Court Etiquette

12 Aug

As you know, courts have been one of the top twelve places for criminals to take a break and catch up on old times with corrupt judges. From the Latin word Courtex, meaning to leer menacingly at raspberry & applenut swirl ice-cream, Courts were first introduced in Australia during the aftermath of the Boxer rebellion in 1997, even through lawyers had been around since the mid 80’s (of course, they were called Rumperlers back then, and their job purely consisted of teaching 1.5 kilo containers of potato salad to hula hoop). Regardless of their easy going reputation, however, the judicial courts of this fair monarchy are still sticklers for rules, regulations and, surprisingly enough, laws. Such sticklers are they of little hair, that whence a class of political and legal students, of which I belong, chanced upon this quant establishment during the course of our extracurricular excursion, all in a jolt an aluminium-coated copy of said rules were thrusted into our outstretched wings by a rather tall gentleman that may or may not have had more than one arm. What read, over three sides of 1m by 1m paper, was fairly uneventful (mostly laws about not being able to kill others in cold blood with ice picks and that sort of thing). But most to my glee, under the sub heading of “Courtroom etiquette for dummies”, and amongst the usuals of “don’t run on the stairs” and the like, I found some real obscure ones. So, for your offal-eating pleasure I have reproduced my favourites for you to read and read and read and feed upon and rewrite and read over and over again. Enjoy with a smile in your heart.

(Note “…” stands for “after boring information, there was written”)

…Subsection B): When taking a tour of the building, do not;

B21:  Walk around the foyer wearing nothing but cabbages on your hands

B85: Vividly act in the manner of the cartoon persona Road Runner.

B86:  Vividly act in the manner of any other Warner Brothers cartoon character, unless no longer protected under copy-write law at the time of your impersonation.

B341: Stage a coup within the confines of the court building, unless with strict written permission from the National Litigations Parol Board of Australia.

B2039: Hire classical French mimes to infiltrate the building, pretending to be and/or mimicking judicial personal.

B2300: Placing large amounts of European fauna in any number of the lifts.

B2301: Simalerly, filling the lifts with dung (human or otherwise), marbles or large amounts of liquid/ semi-liquid desserts eg custard, jelly (unless Aerosol Jelly, proud sponsors of the West Australian judicial system), whipped/ clotted /fat free/ Ice/ shaving /“S” cream, yogurt, hot beverages or banana fritter. Dry and shape-keeping, or individually wrapped desserts will be treated with less distaste, but is still strongly discouraged.

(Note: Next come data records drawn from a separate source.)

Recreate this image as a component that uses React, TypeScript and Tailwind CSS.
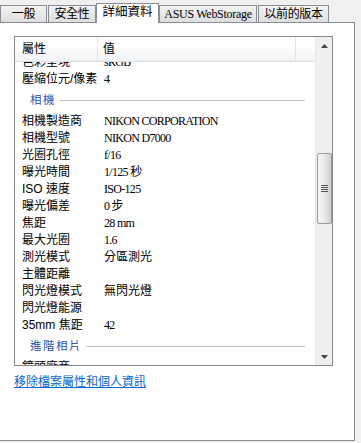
import React from "react";

const tabs = [
  { label: "一般", w: "w-[47px]", ml: "ml-0" },
  { label: "安全性", w: "w-[48px]", ml: "ml-[1px]" },
  { label: "詳細資料", w: "w-[63px]", ml: "ml-0", active: true },
  { label: "ASUS WebStorage", w: "w-[98px]", ml: "ml-0" },
  { label: "以前的版本", w: "w-[71px]", ml: "ml-[1px]" },
];

type Row = { k: string; v?: string } | { group: string };

const rows: Row[] = [
  { k: "色彩呈現", v: "sRGB" },
  { k: "壓縮位元/像素", v: "4" },
  { group: "相機" },
  { k: "相機製造商", v: "NIKON CORPORATION" },
  { k: "相機型號", v: "NIKON D7000" },
  { k: "光圈孔徑", v: "f/16" },
  { k: "曝光時間", v: "1/125 秒" },
  { k: "ISO 速度", v: "ISO-125" },
  { k: "曝光偏差", v: "0 步" },
  { k: "焦距", v: "28 mm" },
  { k: "最大光圈", v: "1.6" },
  { k: "測光模式", v: "分區測光" },
  { k: "主體距離" },
  { k: "閃光燈模式", v: "無閃光燈" },
  { k: "閃光燈能源" },
  { k: "35mm 焦距", v: "42" },
  { group: "進階相片" },
  { k: "鏡頭廠商" },
];

// latin runs in the value column are drawn narrower, like the bitmap font
const Val = ({ v }: { v: string }) => (
  <>
    {v.split(/([\x20-\x7e]+)/).map((p, i) =>
      /^[\x20-\x7e]+$/.test(p) ? (
        <span key={i} className="font-['Liberation_Serif',serif] text-[12px] tracking-[-0.7px] whitespace-pre">
          {p}
        </span>
      ) : (
        <span key={i}>{p}</span>
      )
    )}
  </>
);

const ScrollBar = () => (
  <div className="w-[17px] shrink-0 bg-[#efefef] border-l border-[#e6e6e6] flex flex-col items-center">
    {/* up arrow */}
    <div className="h-[17px] w-full flex items-center justify-center">
      <svg width="7" height="4" viewBox="0 0 7 4">
        <path d="M3.5 0 L7 4 L0 4 Z" fill="#444" />
      </svg>
    </div>
    <div className="h-[99px]" />
    {/* thumb */}
    <div className="w-[15px] h-[71px] rounded-[2px] border border-[#9a9a9a] bg-gradient-to-r from-[#f6f6f6] via-[#e9e9e9] to-[#cfcfcf] flex flex-col items-center justify-center gap-[1px]">
      <div className="w-[7px] h-px bg-[#555]" />
      <div className="w-[7px] h-px bg-[#555]" />
      <div className="w-[7px] h-px bg-[#555]" />
      <div className="w-[7px] h-px bg-[#555]" />
    </div>
    <div className="flex-1" />
    {/* down arrow */}
    <div className="h-[17px] w-full flex items-center justify-center">
      <svg width="7" height="4" viewBox="0 0 7 4">
        <path d="M0 0 L7 0 L3.5 4 Z" fill="#444" />
      </svg>
    </div>
  </div>
);

const App = () => {
  return (
    <div className="w-[361px] h-[443px] bg-[#f0f0f0] overflow-hidden text-black font-['Liberation_Sans','Noto_Sans_CJK_TC',sans-serif] text-[12px]">
      {/* TABS */}
      <div className="flex items-end h-[22px]">
        {tabs.map((t) =>
          t.active ? (
            <div
              key={t.label}
              className={`${t.w} ${t.ml} relative z-10 h-[20px] -mb-px bg-white border border-b-0 border-[#898c95] flex items-center justify-center font-['Liberation_Serif','Noto_Sans_CJK_TC',serif] text-[12.5px] pb-[2px]`}
            >
              {t.label}
            </div>
          ) : (
            <div
              key={t.label}
              className={`${t.w} ${t.ml} h-[17px] border border-b-0 border-[#898c95] bg-gradient-to-b from-[#f3f3f3] to-[#dedede] flex items-center justify-center font-['Liberation_Serif','Noto_Sans_CJK_TC',serif] text-[12px] tracking-[-0.3px]`}
            >
              {t.label}
            </div>
          )
        )}
      </div>

      {/* PANEL */}
      <div className="w-[355px] h-[419px] bg-white border border-l-0 border-[#898c95] flex flex-col">
        {/* LIST VIEW */}
        <div className="ml-[14px] mt-[13px] w-[319px] h-[330px] border border-[#828790] flex">
          <div className="flex-1 flex flex-col overflow-hidden">
            {/* header */}
            <div className="h-[25px] shrink-0 flex bg-gradient-to-b from-white from-40% to-[#f1f2f4] border-b border-[#dcdde0] font-['Liberation_Serif','Noto_Sans_CJK_TC',serif]">
              <div className="w-[83px] pl-[7px] flex items-center border-r border-[#e3e4e6]">屬性</div>
              <div className="w-[198px] pl-[5px] flex items-center border-r border-[#e3e4e6]">值</div>
            </div>
            {/* rows */}
            <div className="flex-1 overflow-hidden">
              <div className="-mt-[8px]">
                {rows.map((r, i) =>
                  "group" in r ? (
                    <div key={i} className="h-[25px] flex items-center pl-[15px] pr-[10px] gap-[4px]">
                      <span className="text-[#2b4fae] text-[11.5px] tracking-[1.5px]">{r.group}</span>
                      <div className="flex-1 h-px bg-[#b9c4dc]" />
                    </div>
                  ) : (
                    <div key={i} className="h-[17px] flex items-center leading-[17px]">
                      <div className="w-[89px] pl-[7px] whitespace-nowrap">{r.k}</div>
                      <div className="whitespace-nowrap">{r.v && <Val v={r.v} />}</div>
                    </div>
                  )
                )}
              </div>
            </div>
          </div>
          <ScrollBar />
        </div>

        {/* LINK */}
        <a href="#" className="ml-[14px] mt-[9px] w-fit text-[#0066cc] underline leading-[14px]">
          移除檔案屬性和個人資訊
        </a>
      </div>
    </div>
  );
};

export default App;
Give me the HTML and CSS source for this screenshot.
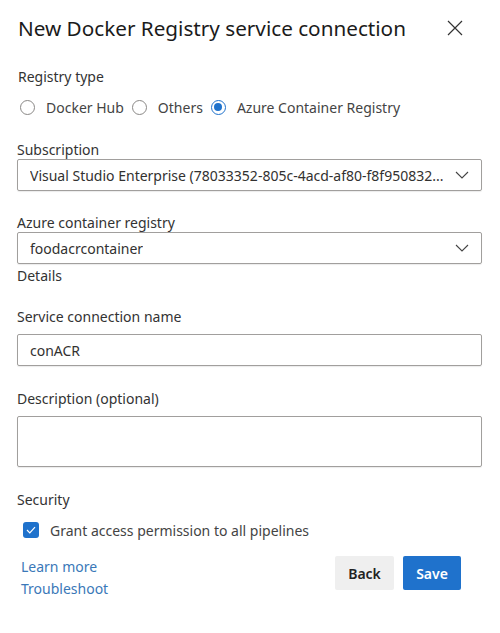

B9152773: Calling lawyers “Rumperlers”, a term made up by an anonymous and deviously handsome adolescent as a practical joke.

B18327223: Finally, bring up that whole Chappell Corby fiasco.


…Subsection E): If at any time you are called as a witness, remember not to…

E12: Ask whether the juge and/or barrister are wearing any thing under their robes

E71: Refer to the judge as a Holy Roller

E342: Yodel every statement you make, including the Oath.


Subsection TTR): While it is not recommended that you play any tune, on any instrument at any time during court proceedings, it is considered especially rude if you…

TTR1:  Play the Jaws theme on a cello while the judge enters the room.

TTR2: Play the Darth Vader theme while the judge enters the room.

TTR3: In the middle of the judges closing address, playing “the last post”, not least of all because few people would have the guts to speak and interrupt you because of its remembrance significance.

TTR4: Play the bagpipes at ant time, especially if you have never taken any lessons.

TTR5: Precede the jury’s final verdict with a drum roll.